In most simple cases (and assuming you have your heroku
git remote pointing to the right app), the command will look like this:
$ heroku pg:pull DATABASE_URL some_new_local_database
The above will download the full database and restore it to a new local postgres database named some_new_local_database
. This is super handy, because if you’re using a framework like Rails, you can just update your local config/database.yml
to point to the new database:
default: &default
adapter: postgresql
encoding: unicode
pool: <%= ENV.fetch("RAILS_MAX_THREADS") { 5 } %>
development:
<<: *default
database: some_new_local_database
Then restart your server or console and start playing around with a pristine copy of whatever had just been in your production database.
I’ve only needed it once or twice when deploying major data migrations, but pg:push
can be used much the same way in reverse. You’ll just want to make sure to turn on maintenance mode first and understand that pushing requires you to first delete any data in the remote database.

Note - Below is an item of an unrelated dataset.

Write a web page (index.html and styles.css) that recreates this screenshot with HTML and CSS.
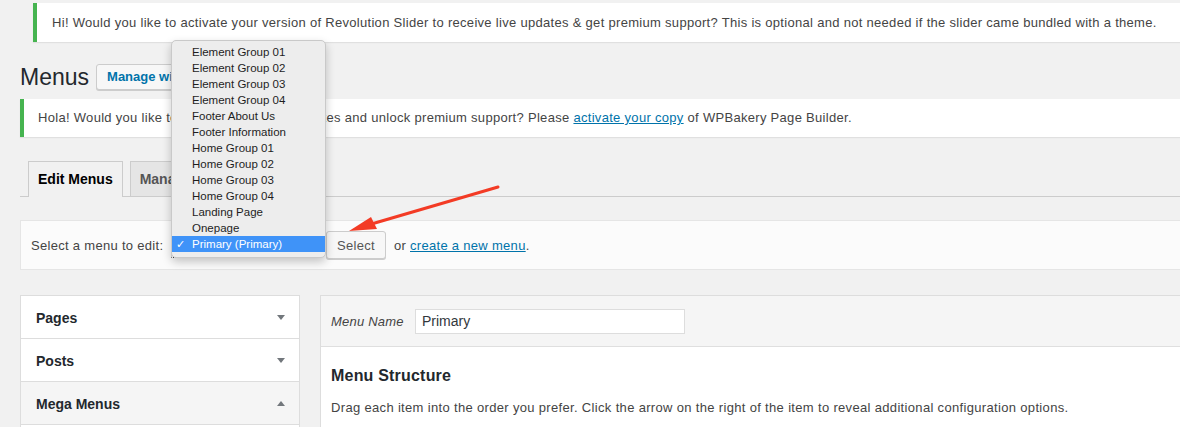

What this enables are simple workflows like the following (assuming your users can stomach the downtime):
# Disable access to your application
$ heroku maintenance:on
# Pull down the data
$ heroku pg:pull DATABASE_URL data_to_migrate
# Do whatever you need to run and validate your migration tasks locally
$ script/run_your_migration_or_otherwise_do_stuff
# Delete the remote data (which requires confirmation input)
$ heroku pg:reset DATABASE_URL
# Push up the migrated data
$ heroku pg:push data_to_migrate DATABASE_URL
# Re-enable access to the application
$ heroku maintenance:off
I don’t know about you, but for something as fraught as “delete and replace all of my production data”, it’s really nice to only need five easy-to-remember commands to pull it off.
Save a backup dump
If you want to save your production data to a file as opposed to a local postgres database, that’s a breeze, too. It requires two commands, pg:backups:capture
and pg:backups:url
(docs):
$ heroku pg:backups:capture
Which will output:
Starting backup of postgresql-something-1234... done
Use Ctrl-C at any time to stop monitoring progress; the backup will continue running.
Use heroku pg:backups:info to check progress.
Stop a running backup with heroku pg:backups:cancel.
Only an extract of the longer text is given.